**What to work on:**
From the listing below, pull out all lines with "this" in them.

**The data:**

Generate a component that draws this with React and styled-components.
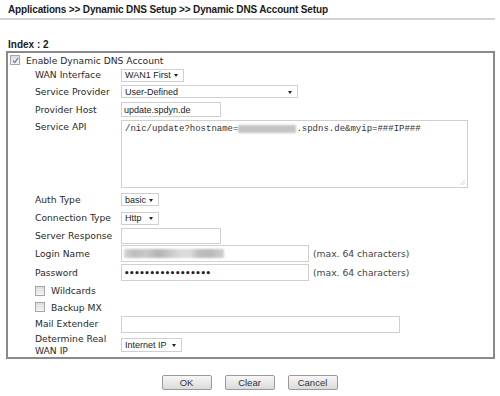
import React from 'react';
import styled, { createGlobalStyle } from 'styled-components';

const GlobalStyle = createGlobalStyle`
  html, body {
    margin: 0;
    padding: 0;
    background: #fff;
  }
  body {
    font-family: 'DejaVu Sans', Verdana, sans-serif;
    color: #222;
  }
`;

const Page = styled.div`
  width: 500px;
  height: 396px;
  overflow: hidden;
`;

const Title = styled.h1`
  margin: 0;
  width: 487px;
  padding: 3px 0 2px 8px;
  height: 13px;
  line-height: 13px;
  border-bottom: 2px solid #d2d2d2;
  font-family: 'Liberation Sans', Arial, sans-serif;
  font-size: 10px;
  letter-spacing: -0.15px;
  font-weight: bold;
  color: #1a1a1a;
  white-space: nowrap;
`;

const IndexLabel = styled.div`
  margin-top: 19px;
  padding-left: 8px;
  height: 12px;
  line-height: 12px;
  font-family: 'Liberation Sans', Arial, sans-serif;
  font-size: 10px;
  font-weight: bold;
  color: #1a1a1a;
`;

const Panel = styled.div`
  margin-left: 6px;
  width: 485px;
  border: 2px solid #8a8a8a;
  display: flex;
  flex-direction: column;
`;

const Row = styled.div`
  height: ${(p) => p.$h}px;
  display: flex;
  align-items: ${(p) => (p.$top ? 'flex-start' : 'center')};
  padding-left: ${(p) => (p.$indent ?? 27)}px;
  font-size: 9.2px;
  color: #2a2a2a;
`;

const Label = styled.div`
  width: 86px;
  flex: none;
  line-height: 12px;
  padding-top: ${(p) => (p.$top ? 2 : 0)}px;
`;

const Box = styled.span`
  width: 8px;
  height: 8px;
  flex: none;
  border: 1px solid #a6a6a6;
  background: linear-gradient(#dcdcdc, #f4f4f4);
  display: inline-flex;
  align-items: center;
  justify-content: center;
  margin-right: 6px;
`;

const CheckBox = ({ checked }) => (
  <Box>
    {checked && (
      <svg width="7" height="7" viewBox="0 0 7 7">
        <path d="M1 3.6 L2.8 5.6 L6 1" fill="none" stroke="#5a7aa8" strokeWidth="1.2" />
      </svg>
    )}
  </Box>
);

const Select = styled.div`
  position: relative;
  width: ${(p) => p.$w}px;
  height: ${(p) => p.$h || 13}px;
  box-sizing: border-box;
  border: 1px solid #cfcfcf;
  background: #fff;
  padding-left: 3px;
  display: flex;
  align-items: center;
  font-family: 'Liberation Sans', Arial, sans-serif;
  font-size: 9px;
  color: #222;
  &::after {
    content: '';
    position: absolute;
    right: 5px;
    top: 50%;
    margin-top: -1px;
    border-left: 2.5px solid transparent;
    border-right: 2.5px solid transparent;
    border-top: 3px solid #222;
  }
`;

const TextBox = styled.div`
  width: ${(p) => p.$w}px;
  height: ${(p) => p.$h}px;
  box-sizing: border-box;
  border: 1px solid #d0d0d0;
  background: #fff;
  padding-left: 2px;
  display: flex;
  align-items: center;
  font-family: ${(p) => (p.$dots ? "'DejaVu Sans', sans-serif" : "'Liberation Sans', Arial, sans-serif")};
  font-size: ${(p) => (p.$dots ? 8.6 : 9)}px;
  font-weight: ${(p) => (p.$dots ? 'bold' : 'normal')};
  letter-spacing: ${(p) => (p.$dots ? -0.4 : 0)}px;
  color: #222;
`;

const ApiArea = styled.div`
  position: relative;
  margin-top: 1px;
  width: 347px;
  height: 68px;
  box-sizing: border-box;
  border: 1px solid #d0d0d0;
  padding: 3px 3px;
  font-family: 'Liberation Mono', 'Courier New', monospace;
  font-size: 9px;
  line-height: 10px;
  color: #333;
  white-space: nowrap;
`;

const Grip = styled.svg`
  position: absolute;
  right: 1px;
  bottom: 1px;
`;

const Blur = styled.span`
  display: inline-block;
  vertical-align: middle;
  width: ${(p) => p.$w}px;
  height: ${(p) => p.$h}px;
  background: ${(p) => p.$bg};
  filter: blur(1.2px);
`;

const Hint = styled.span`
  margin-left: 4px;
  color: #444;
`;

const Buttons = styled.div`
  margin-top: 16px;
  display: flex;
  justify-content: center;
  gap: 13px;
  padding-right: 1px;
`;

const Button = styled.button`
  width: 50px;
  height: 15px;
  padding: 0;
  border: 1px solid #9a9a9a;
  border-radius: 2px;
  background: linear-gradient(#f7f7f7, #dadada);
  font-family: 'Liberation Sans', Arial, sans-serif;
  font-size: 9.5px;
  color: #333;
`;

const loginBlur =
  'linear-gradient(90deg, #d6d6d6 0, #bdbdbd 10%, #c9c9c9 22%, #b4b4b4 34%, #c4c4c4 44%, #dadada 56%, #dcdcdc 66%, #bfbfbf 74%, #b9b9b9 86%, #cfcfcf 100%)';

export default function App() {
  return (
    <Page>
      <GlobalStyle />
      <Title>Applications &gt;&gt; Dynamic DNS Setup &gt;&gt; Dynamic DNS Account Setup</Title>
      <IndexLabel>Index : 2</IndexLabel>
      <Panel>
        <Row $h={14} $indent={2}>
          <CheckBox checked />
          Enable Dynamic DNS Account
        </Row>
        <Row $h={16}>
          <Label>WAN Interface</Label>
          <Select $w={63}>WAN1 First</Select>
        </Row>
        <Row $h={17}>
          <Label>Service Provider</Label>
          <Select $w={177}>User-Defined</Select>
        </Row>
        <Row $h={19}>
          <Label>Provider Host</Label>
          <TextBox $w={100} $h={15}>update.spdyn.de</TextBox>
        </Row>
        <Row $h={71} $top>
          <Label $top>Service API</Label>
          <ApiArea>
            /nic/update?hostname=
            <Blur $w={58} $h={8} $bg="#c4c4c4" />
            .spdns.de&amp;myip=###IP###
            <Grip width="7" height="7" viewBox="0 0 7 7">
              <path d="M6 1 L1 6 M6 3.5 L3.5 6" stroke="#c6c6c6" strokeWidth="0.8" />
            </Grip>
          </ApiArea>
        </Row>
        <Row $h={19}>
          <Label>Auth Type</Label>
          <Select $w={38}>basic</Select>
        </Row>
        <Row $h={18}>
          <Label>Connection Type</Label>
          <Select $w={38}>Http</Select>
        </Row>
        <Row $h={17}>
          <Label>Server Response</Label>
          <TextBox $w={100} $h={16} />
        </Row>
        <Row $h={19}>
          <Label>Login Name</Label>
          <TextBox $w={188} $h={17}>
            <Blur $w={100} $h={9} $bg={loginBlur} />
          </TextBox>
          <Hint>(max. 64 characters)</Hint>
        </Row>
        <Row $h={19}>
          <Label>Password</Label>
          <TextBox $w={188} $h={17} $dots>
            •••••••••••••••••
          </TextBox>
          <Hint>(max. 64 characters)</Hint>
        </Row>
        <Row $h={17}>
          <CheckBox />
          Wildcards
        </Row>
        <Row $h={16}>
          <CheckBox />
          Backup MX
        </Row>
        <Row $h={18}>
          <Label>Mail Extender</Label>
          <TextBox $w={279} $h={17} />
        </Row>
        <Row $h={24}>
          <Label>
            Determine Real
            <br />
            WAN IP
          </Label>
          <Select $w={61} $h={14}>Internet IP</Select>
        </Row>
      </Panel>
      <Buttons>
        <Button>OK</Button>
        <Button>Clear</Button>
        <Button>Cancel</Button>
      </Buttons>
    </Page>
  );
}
* * *
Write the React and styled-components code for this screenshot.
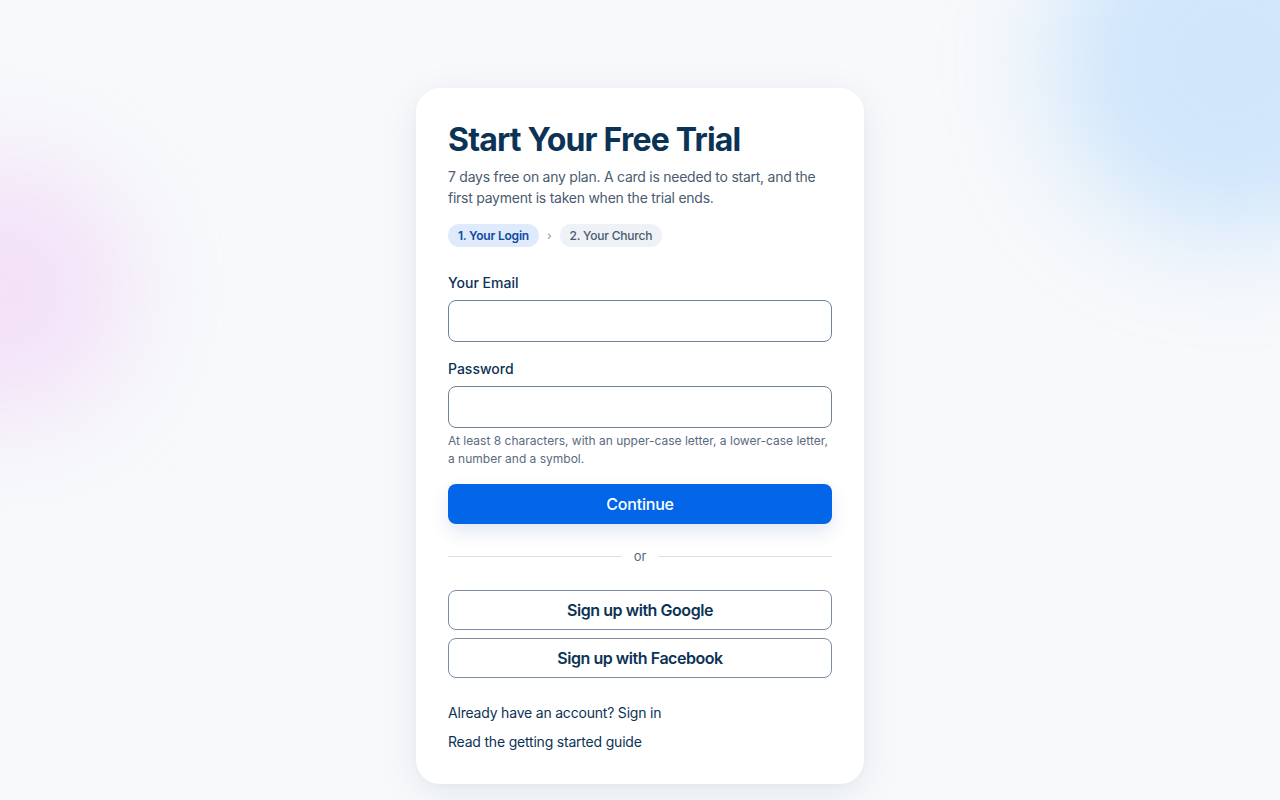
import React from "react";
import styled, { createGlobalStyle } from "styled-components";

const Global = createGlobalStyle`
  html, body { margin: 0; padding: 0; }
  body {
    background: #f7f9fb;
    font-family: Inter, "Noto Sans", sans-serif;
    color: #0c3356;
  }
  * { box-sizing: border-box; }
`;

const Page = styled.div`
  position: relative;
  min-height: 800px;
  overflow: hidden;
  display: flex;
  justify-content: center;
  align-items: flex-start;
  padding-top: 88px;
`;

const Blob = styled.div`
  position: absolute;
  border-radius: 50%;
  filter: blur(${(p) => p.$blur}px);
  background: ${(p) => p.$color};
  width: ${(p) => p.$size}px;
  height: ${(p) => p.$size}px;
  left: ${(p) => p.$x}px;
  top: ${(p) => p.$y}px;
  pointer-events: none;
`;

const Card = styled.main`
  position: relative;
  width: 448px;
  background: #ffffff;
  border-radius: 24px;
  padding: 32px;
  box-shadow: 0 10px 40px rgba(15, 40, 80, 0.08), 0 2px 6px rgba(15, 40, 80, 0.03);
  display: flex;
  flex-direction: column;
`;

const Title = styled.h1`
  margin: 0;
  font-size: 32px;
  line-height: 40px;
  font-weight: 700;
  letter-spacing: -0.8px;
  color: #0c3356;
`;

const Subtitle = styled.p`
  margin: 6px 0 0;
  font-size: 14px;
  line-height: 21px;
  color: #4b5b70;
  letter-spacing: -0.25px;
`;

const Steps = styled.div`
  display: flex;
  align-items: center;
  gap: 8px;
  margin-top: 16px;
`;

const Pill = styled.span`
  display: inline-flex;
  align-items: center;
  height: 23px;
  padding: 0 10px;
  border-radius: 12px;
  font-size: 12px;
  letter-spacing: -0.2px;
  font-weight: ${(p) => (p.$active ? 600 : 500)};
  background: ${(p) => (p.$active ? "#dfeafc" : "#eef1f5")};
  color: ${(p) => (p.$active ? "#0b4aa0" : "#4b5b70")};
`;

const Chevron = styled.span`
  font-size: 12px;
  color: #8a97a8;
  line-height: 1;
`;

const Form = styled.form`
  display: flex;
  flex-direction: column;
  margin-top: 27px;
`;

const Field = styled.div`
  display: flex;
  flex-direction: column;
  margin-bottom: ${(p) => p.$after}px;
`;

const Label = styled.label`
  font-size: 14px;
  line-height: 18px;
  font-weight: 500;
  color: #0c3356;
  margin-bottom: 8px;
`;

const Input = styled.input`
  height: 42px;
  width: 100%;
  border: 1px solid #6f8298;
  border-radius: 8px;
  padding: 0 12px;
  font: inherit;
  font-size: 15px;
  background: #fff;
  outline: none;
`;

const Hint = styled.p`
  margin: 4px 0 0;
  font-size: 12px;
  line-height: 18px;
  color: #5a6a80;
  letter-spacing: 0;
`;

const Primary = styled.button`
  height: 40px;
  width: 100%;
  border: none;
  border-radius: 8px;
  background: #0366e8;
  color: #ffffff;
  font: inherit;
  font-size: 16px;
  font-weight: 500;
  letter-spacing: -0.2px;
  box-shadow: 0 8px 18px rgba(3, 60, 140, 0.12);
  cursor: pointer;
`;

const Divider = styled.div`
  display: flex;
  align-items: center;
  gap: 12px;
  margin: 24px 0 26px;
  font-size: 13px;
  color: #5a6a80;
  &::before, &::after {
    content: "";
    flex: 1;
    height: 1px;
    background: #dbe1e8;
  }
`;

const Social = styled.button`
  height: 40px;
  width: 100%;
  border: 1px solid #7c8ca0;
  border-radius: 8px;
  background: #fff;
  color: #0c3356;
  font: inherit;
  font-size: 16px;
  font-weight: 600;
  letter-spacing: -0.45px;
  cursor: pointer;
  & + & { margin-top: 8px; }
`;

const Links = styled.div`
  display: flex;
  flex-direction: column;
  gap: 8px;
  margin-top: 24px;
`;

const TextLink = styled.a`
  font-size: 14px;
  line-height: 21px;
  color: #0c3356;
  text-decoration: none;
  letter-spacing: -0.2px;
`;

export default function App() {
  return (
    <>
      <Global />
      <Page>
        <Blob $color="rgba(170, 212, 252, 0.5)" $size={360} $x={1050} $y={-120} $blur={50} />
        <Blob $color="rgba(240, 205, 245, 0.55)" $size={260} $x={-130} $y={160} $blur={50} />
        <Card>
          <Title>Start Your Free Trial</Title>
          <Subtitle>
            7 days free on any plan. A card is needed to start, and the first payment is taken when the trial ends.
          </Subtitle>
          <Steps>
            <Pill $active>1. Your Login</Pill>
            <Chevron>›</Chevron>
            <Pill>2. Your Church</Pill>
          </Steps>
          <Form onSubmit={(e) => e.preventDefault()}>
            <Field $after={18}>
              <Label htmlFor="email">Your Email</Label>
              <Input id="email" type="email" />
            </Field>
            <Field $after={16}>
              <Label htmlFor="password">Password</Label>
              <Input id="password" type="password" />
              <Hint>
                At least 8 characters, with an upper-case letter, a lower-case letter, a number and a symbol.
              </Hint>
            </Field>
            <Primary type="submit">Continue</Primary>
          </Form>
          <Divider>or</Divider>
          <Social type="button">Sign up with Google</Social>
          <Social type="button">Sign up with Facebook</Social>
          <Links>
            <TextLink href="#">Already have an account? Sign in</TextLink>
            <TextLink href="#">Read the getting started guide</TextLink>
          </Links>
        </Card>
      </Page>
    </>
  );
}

**Expected output:**
Generate a component that draws this with React and styled-components.
Write the React and styled-components code for this screenshot.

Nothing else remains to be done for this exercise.